Antes de partir de Paris, Lúlio escreverá duas cartas, uma ao rei Filipe, o Belo, e outra à Universidade, solicitando a instituição naquela cidade de um colégio de línguas onde seus alunos pudessem aprender o grego, o árabe e o tártaro. Referindo-se a esses pedidos, Lúlio nos dirá no "Félix" que "desejava que tudo fosse submetido à aprovação e à confirmação do papa e, assim, a sua obra seria estável e permanente". Seus bons propósitos, todavia, não tiveram a mínima acolhida.


De volta a Montpellier, percebendo que sua "Arte" era demasiadamente complicada para os mestres e alunos da Universidade, reduziu de 4 para 3 o número de elementos de seu sistema combinatório numa nova Art inventiva. Aquele fora também um tempo de novas experiências místicas: escreve L'art amativa, o Arbre de filosofia desiderat e o Llibre de Santa Maria. Nessa cidade do sul da França, Lúlio se encontra com o novo ministro geral da ordem franciscana, Raymundo Jofré ou Gaufredi, que compartilhava o ideal de reforma da Igreja por meio da pobreza e de uma intensa vida interior, e no desejo de converter os infiéis, especialmente os muçulmanos. No dia 26 de outubro de 1290, Jofré recomendará Lúlio a todos os conventos franciscanos de Roma e da Apúlia, autorizando-o a ensinar sua "Arte".
Contudo, as ânsias de receber o martírio tornavam-se cada vez mais fortes. Lúlio quer ver transformados em realidade seus planos missionários. Durante uma rápida estada em Gênova traduz para o árabe sua Ars inventiva veritatis e, depois, vai para Roma para, uma vez mais, solicitar ao Papa Nicolau IV - o franciscano Jerônimo d'Ascoli, que fora ministro geral dos menores franciscanos na época da fundação do colégio de Miramar - a autorização para instituir novos mosteiros destinados ao estudo das línguas estrangeiras.


Lúlio pensava que esse papa seria mais favorável a suas idéias pois a Cristandade toda estava então comovida pela perda recente, em São João de Acre, dos últimos territórios cristãos na Palestina. Esperançado, dirige a Nicolau IV seu Quomodo Terra Sancta recuperari potest e o Tractatus de modo convertendi infideles. Porém, uma vez mais, nada conseguiu.
Depois de ter refletido sobre todos esses acontecimentos, conta-nos sua autobiografia que Lúlio se dirigiu a Gênova a fim de embarcar para terras sarracenas. Deseja, de uma vez por todas, experimentar se é capaz de realizar sozinho entre eles algo de bom, discutindo com seus sábios e convertendo-os à fé católica com a ajuda da "Arte" que Deus lhe havia inspirado.

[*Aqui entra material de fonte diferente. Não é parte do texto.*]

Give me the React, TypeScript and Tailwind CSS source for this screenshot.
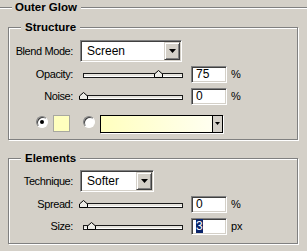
const font = "font-['Liberation_Sans',Arial,sans-serif]";

function Line({ className = "" }: { className?: string }) {
  return <div className={`h-[2px] border-t border-t-[#808080] border-b border-b-white ${className}`} />;
}

function DownArrow({ w = 7, h = 4 }: { w?: number; h?: number }) {
  return (
    <svg width={w} height={h} viewBox={`0 0 ${w} ${h}`} className="block">
      <polygon points={`0,0 ${w},0 ${w / 2},${h}`} fill="#000" />
    </svg>
  );
}

function Select({ value, width }: { value: string; width: string }) {
  return (
    <div
      className={`flex h-[22px] ${width} border border-t-[#808080] border-l-[#808080] border-r-white border-b-white bg-white p-px shadow-[inset_1px_1px_0_#404040,inset_-1px_-1px_0_#d4d0c8]`}
    >
      <span className="flex-1 pl-[5px] text-[12px] leading-[18px] text-black">{value}</span>
      <div className="flex w-[16px] items-center justify-center border border-t-[#d4d0c8] border-l-[#d4d0c8] border-r-[#404040] border-b-[#404040] bg-[#d4d0c8] shadow-[inset_1px_1px_0_#fff,inset_-1px_-1px_0_#808080]">
        <DownArrow />
      </div>
    </div>
  );
}

function Field({ children }: { children: React.ReactNode }) {
  return (
    <div className="ml-[4px] h-[17px] w-[36px] border border-t-[#808080] border-l-[#808080] border-r-white border-b-white bg-white pl-[4px] shadow-[inset_1px_1px_0_#404040,inset_-1px_-1px_0_#d4d0c8]">
      <span className="block text-[12px] leading-[15px] text-black">{children}</span>
    </div>
  );
}

function Slider({ at }: { at: number }) {
  return (
    <div className="relative ml-[6px] h-[17px] w-[108px]">
      <div className="mx-[4px] mt-[7px] h-[5px] border border-[#1a1a1a] bg-[#e6e4de] shadow-[inset_0_-1px_0_#fff]" />
      <svg width="9" height="8" viewBox="0 0 9 8" className="absolute top-[4px]" style={{ left: `${at - 0.5}px` }}>
        <polygon points="0.5,7.5 0.5,4 4.5,0.5 8.5,4 8.5,7.5" fill="#ecebe6" stroke="#000" strokeWidth="1" />
      </svg>
    </div>
  );
}

function Label({ children }: { children: React.ReactNode }) {
  return <span className="w-[64px] text-right text-[11px] tracking-[-0.4px] text-black">{children}</span>;
}

function SliderRow({ label, at, unit, mt, children }: { label: string; at: number; unit: string; mt: string; children: React.ReactNode }) {
  return (
    <div className={`flex h-[17px] items-center ${mt}`}>
      <Label>{label}</Label>
      <Slider at={at} />
      <Field>{children}</Field>
      <span className="ml-[4px] text-[11px] text-black">{unit}</span>
    </div>
  );
}

function Group({ title, height, children }: { title: string; height: string; children: React.ReactNode }) {
  return (
    <div className={`relative ml-[8px] w-[290px] ${height} border border-[#808080] shadow-[inset_1px_1px_0_#fff,1px_1px_0_#fff]`}>
      <span className="absolute left-[12px] top-[-7px] bg-[#d4d0c8] px-[4px] text-[11.5px] font-bold leading-[13px] text-black">
        {title}
      </span>
      {children}
    </div>
  );
}

function Radio({ on }: { on?: boolean }) {
  return (
    <div className="flex h-[12px] w-[12px] items-center justify-center rounded-full border border-t-[#808080] border-l-[#808080] border-r-white border-b-white bg-white shadow-[inset_1px_1px_0_#404040]">
      {on && <div className="h-[4px] w-[4px] rounded-full bg-black" />}
    </div>
  );
}

export default function App() {
  return (
    <div className={`${font} h-[251px] w-[307px] overflow-hidden bg-[#d4d0c8]`}>
      <div className="flex h-[15px] items-center">
        <Line className="w-[12px]" />
        <span className="ml-[3px] text-[11.5px] font-bold text-black">Outer Glow</span>
        <Line className="ml-[4px] flex-1" />
      </div>

      <div className="mt-[12px]">
        <Group title="Structure" height="h-[113px]">
          <div className="flex flex-col pt-[12px]">
            <div className="flex h-[22px] items-center">
              <Label>Blend Mode:</Label>
              <div className="ml-[7px]">
                <Select value="Screen" width="w-[102px]" />
              </div>
            </div>
            <SliderRow label="Opacity:" at={75} unit="%" mt="mt-[4px]">75</SliderRow>
            <SliderRow label="Noise:" at={0} unit="%" mt="mt-[5px]">0</SliderRow>
            <div className="mt-[10px] flex h-[17px] items-center">
              <div className="ml-[27px] mt-[1px] self-start">
                <Radio on />
              </div>
              <div className="ml-[5px] h-[17px] w-[17px] border border-[#a8a8a0] bg-[#ffffbe]" />
              <div className="ml-[13px] mt-[1px] self-start">
                <Radio />
              </div>
              <div className="ml-[5px] flex h-[18px] w-[123px] border border-black bg-gradient-to-r from-[#ffffbe] to-[#fffff4] shadow-[1px_1px_0_#fff]">
                <div className="flex-1" />
                <div className="flex w-[10px] items-center justify-center border-l border-black bg-[#d4d0c8]">
                  <DownArrow w={5} h={3} />
                </div>
              </div>
            </div>
          </div>
        </Group>
      </div>

      <div className="mt-[18px]">
        <Group title="Elements" height="h-[86px]">
          <div className="flex flex-col pt-[11px]">
            <div className="flex h-[22px] items-center">
              <Label>Technique:</Label>
              <div className="ml-[7px]">
                <Select value="Softer" width="w-[74px]" />
              </div>
            </div>
            <SliderRow label="Spread:" at={0} unit="%" mt="mt-[4px]">0</SliderRow>
            <SliderRow label="Size:" at={8} unit="px" mt="mt-[5px]">
              <span className="bg-[#0a246a] text-white">3</span>
            </SliderRow>
          </div>
        </Group>
      </div>
    </div>
  );
}
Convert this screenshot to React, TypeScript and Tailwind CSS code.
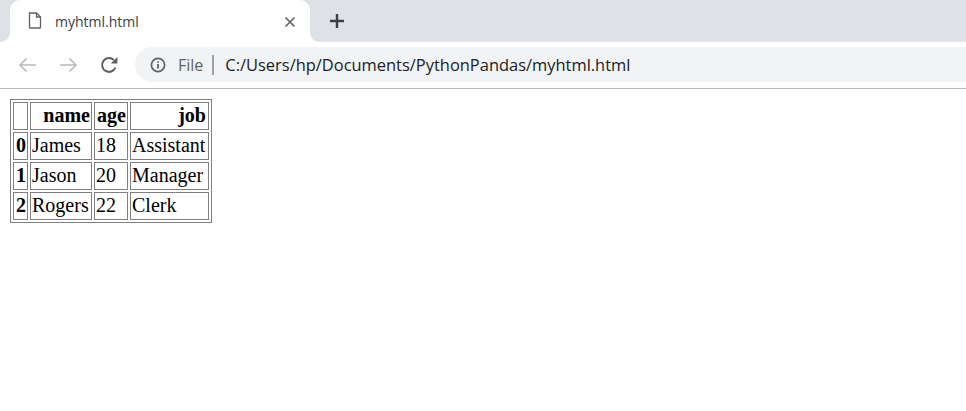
const rows = [
  { idx: "0", name: "James", age: "18", job: "Assistant" },
  { idx: "1", name: "Jason", age: "20", job: "Manager" },
  { idx: "2", name: "Rogers", age: "22", job: "Clerk" },
];

const th = "border border-[#808080] px-px pt-0 pb-[2px] h-[28px] text-right font-bold align-middle leading-[23px]";
const td = "border border-[#808080] px-px pt-0 pb-[2px] h-[28px] text-left align-middle leading-[23px]";

function Flare({ side }: { side: "left" | "right" }) {
  const d = side === "left" ? "M10 0V10H0C6 10 10 6 10 0Z" : "M0 0V10H10C4 10 0 6 0 0Z";
  return (
    <svg width="10" height="10" viewBox="0 0 10 10" className="shrink-0 self-end">
      <path d={d} fill="#ffffff" />
    </svg>
  );
}

export default function App() {
  return (
    <div className="w-[966px] h-[411px] bg-white overflow-hidden font-['Open_Sans',sans-serif]">
      {/* tab strip */}
      <div className="flex h-[42px] bg-[#dee1e6]">
        <Flare side="left" />
        <div className="flex items-center w-[300px] shrink-0 h-[42px] bg-white rounded-t-[10px] pl-[18px] pr-[14px]">
          <svg width="14" height="17" viewBox="0 0 14 17" fill="none" className="shrink-0 mt-[-1px]">
            <path d="M1.5 1H8.5L12.5 5V15.5C12.5 15.8 12.3 16 12 16H2C1.7 16 1.5 15.8 1.5 15.5V1Z" stroke="#5f6368" strokeWidth="1.3" />
            <path d="M8.5 1V5H12.5" stroke="#5f6368" strokeWidth="1.3" />
          </svg>
          <span className="ml-[13px] text-[14px] text-[#3c4043]">myhtml.html</span>
          <svg width="12" height="12" viewBox="0 0 12 12" className="ml-auto mt-px">
            <path d="M1.5 1.5L10.5 10.5M10.5 1.5L1.5 10.5" stroke="#5f6368" strokeWidth="1.7" />
          </svg>
        </div>
        <Flare side="right" />
        <svg width="16" height="16" viewBox="0 0 16 16" className="ml-[9px] mt-[13px]">
          <path d="M8 1V15M1 8H15" stroke="#3c4043" strokeWidth="2.4" />
        </svg>
      </div>

      {/* toolbar */}
      <div className="flex items-center h-[47px] border-b border-[#b8b9bb] bg-white">
        <div className="flex items-center pl-[18px] gap-[22px] shrink-0">
          <svg width="19" height="16" viewBox="0 0 19 16" fill="none">
            <path d="M18 8H2M8.5 1.5L2 8L8.5 14.5" stroke="#b9bbbe" strokeWidth="1.7" />
          </svg>
          <svg width="19" height="16" viewBox="0 0 19 16" fill="none">
            <path d="M1 8H17M10.5 1.5L17 8L10.5 14.5" stroke="#b9bbbe" strokeWidth="1.7" />
          </svg>
          <svg width="18" height="18" viewBox="0 0 18 18" fill="none">
            <path d="M15.4 11.5A6.9 6.9 0 1 1 13.8 4" stroke="#5a5d61" strokeWidth="2" />
            <path d="M17.4 1V7.6H10.8Z" fill="#5a5d61" />
          </svg>
        </div>
        <div className="flex items-center h-[35px] flex-1 ml-[17px] mb-[1px] bg-[#f1f3f4] rounded-l-full pl-[15px]">
          <svg width="16" height="16" viewBox="0 0 16 16" fill="none" className="shrink-0">
            <circle cx="8" cy="8" r="6.6" stroke="#5f6368" strokeWidth="1.7" />
            <path d="M8 7V11.6" stroke="#5f6368" strokeWidth="1.8" />
            <path d="M8 4.2V5.8" stroke="#5f6368" strokeWidth="1.8" />
          </svg>
          <span className="ml-[12px] mt-px text-[16px] text-[#5f6368]">File</span>
          <span className="ml-[9px] w-[2px] h-[20px] bg-[#a0a3a6]" />
          <span className="ml-[11px] mt-px text-[16.45px] text-[#202124]">C:/Users/hp/Documents/PythonPandas/myhtml.html</span>
        </div>
      </div>

      {/* page */}
      <div className="pl-[10px] pt-[10px]">
        <table className="border border-[#808080] border-separate border-spacing-[2px] text-[20px] text-black font-['Liberation_Serif',serif]">
          <thead>
            <tr>
              <th className={`${th} w-[15px]`}></th>
              <th className={`${th} w-[62px]`}>name</th>
              <th className={`${th} w-[34px]`}>age</th>
              <th className={`${th} w-[79px] pr-[2px]`}>job</th>
            </tr>
          </thead>
          <tbody>
            {rows.map((r) => (
              <tr key={r.idx}>
                <th className={th}>{r.idx}</th>
                <td className={td}>{r.name}</td>
                <td className={td}>{r.age}</td>
                <td className={td}>{r.job}</td>
              </tr>
            ))}
          </tbody>
        </table>
      </div>
    </div>
  );
}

Ora, é natural que um homem que luta, e que luta durante muitos anos, acumule ao longo da vida muitas vitórias, e também muitas derrotas. Será lá, em Gênova, à idade de sessenta anos, que Lúlio passará pela maior crise espiritual de sua vida. Temendo ser assassinado pelos sarracenos, ou colocado talvez na cadeia pelo resto de seus dias, obcecado pelo medo, resolve ficar em terra. A partir desse momento, cairá sobre ele um estado de escuridão interior, de dúvidas e de escrúpulos, que beira o desespero. Por fim, Lúlio supera a prova e parte sozinho para Tunis, em 1293, feliz de entregar-se ao ideal apostólico que o consome e, talvez, pela possibilidade de selar sua fé com o próprio sangue.
Em Tunis começa a discutir em plena rua com os sábios da cidade. Um deles denunciou-o rapidamente ao califa Abu-Hafs, que convoca um conselho que condenará Lúlio à pena de morte. Graças à intervenção de um chefe mouro, que possuía alguma influência sobre o califa, a pena capital é comutada pela de expulsão. Antes, porém, de ser levado ao navio, ao ser retirado da cadeia, Lúlio será vexado, escarnecido e golpeado.
Pouco tempo depois desembarca em Nápoles onde dará aulas sobre sua "Arte", até a eleição do papa Pietro di Morrone, em 5 de agosto de 1294, que adotou o nome de Celestino V. No dia 13 de dezembro do mesmo ano, contudo, Celestino V renunciará. Lúlio, antes, expôs ao papa seus planos para a conversão dos infiéis, particularmente dos tártaros, que, conforme pensava, se unidos aos cristãos, viriam a ser uma ajuda decisiva contra os muçulmanos.